Gravado entre 2010 e 2016, com a colaboração preciosa de Liz Lamere, a sua esposa, IT é um testamento musical desesperado. Não tem as melodias e o charme pop de Cheree ou de Dream Baby Dream que encantou Bruce Springsteen, os Soft Cell e os notálgicos da doop-wop. Nada do que aqui se escuta promete versões lounge. O Alan Vega de IT é o que canta Frankie Teardrop, aquele que rejeitou o mundo da arte em favor dos concertos no Max’s Kansas City, que sofreu um assalto violento durante um passeio noturno, que sobreviveu a um enfarte. Há um estoicismo nessa obstinação que fulgura em IT, arrancando as canções do ruido. O tema inaugural, DTM (acrónimo para Dead to Me), afunda a elegância minimal dos Suicide num som áspero, denso, lodoso que não mais abandonará o disco. É como se Vega concentrasse em cada faixa a música de alguns dos seus principais pares, evocando-os também (Throbbing Gristle, Cabaret Voltaire, Pop Group, Factrix, Pan Sonic, Whitehouse, Fennesz, Wolf Eyes).

IT não é um disco de homenagens, enlevado em memórias. Vega canta e fala com os dois pés no presente, as suas frases, interjeições ou palavras nascem de experiências de um quotidiano vivido e observado, de que zomba (Today’s tattoos get decorations) ou que fita com corajosa apreensão (Goodbye dreams/life is no joke). Nunca teve ilusões sobre a redenção de Nova Iorque e dos Estados Unidos, mas em IT o sarcasmo tem a companhia de uma inquietação assustada. Sob o silvo de Dukes God Bar, grita “the enemys is at the gates” e em IT (a faixa homónima do álbum) anuncia, sob samples de riffs, a ameaça — “the killer is near, you can smell it/ the weapon is loaded”. Não há espalhafato ou espectáculo, Vega quer apernas descrever, relatar e falar. Este é o seu disco.

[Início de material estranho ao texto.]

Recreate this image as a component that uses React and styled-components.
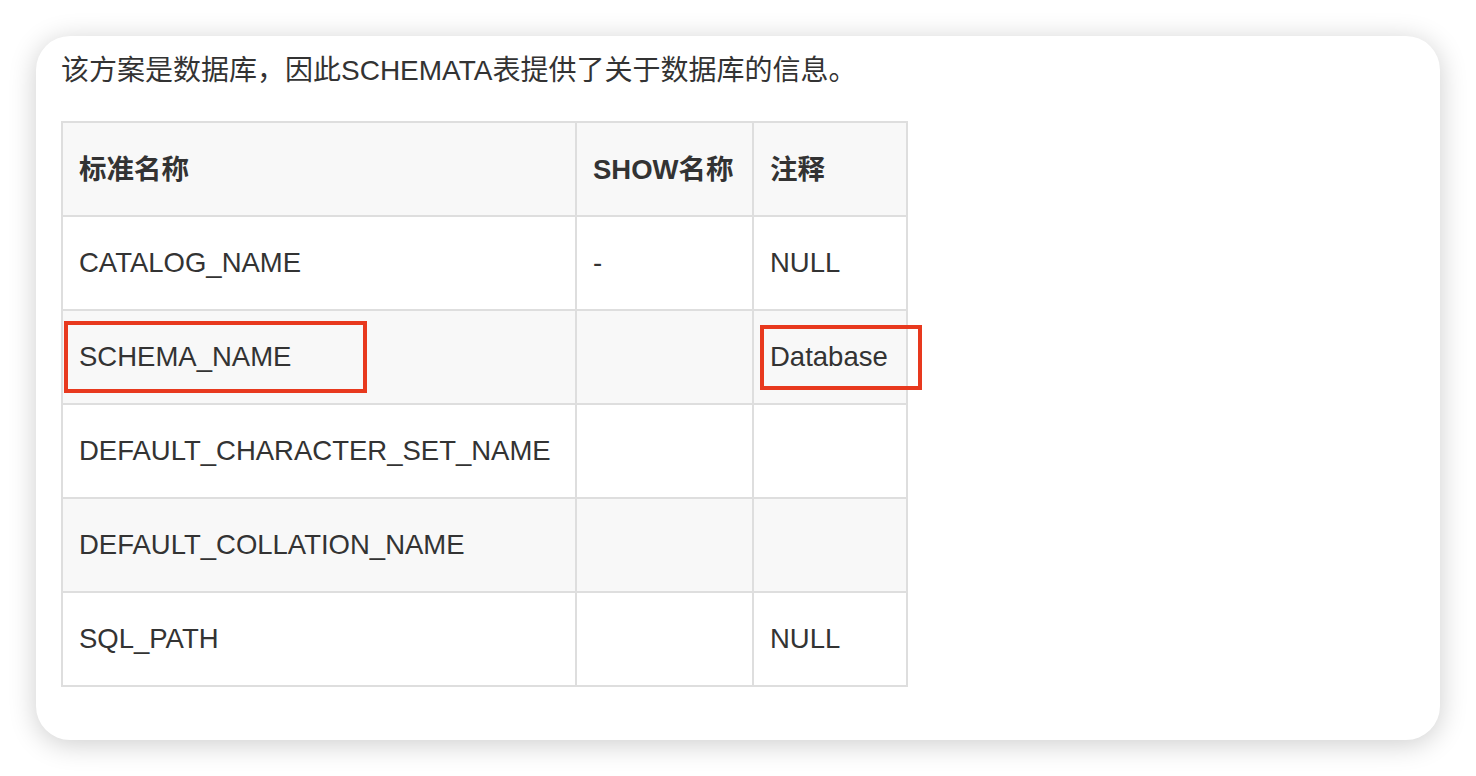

Em Screamin Jesus prega contra a guerra (quem o ouve?) — “the red, white and blue is destroyed/there’s no more/ just war, american war” — em Motorcyle Explodes lamenta o desaparecimento da verdade. Sem ceder ao deleite ou à arrogância dos apocalípticos, dá o alarme, toca a rebate, esperneia, grita: “[T]he ghost is dead, the truth is dead/ At rocket speed, subhuman”. A sequência dos temas finais aproxima o disco da obra-prima. Em Pray, envolto numa electrónica pastoral, exorta-nos a uma oração, em busca de alguma paz, para anunciar, em Prophecy, “I will get up/ I will survive (…) “I will go on and on and on/I stand/ It’s my prophecy”. Feita a profecia (que se realizará sempre que obra que nos deixou for ressuscitada), Vega não se retira sem dizer que nada (para o bem e para o mal) nos condiciona de modo absoluto. E proclamará em Stars, a sua canção-testamento: “It’s yours, it’s your life/ it’s your given hand.”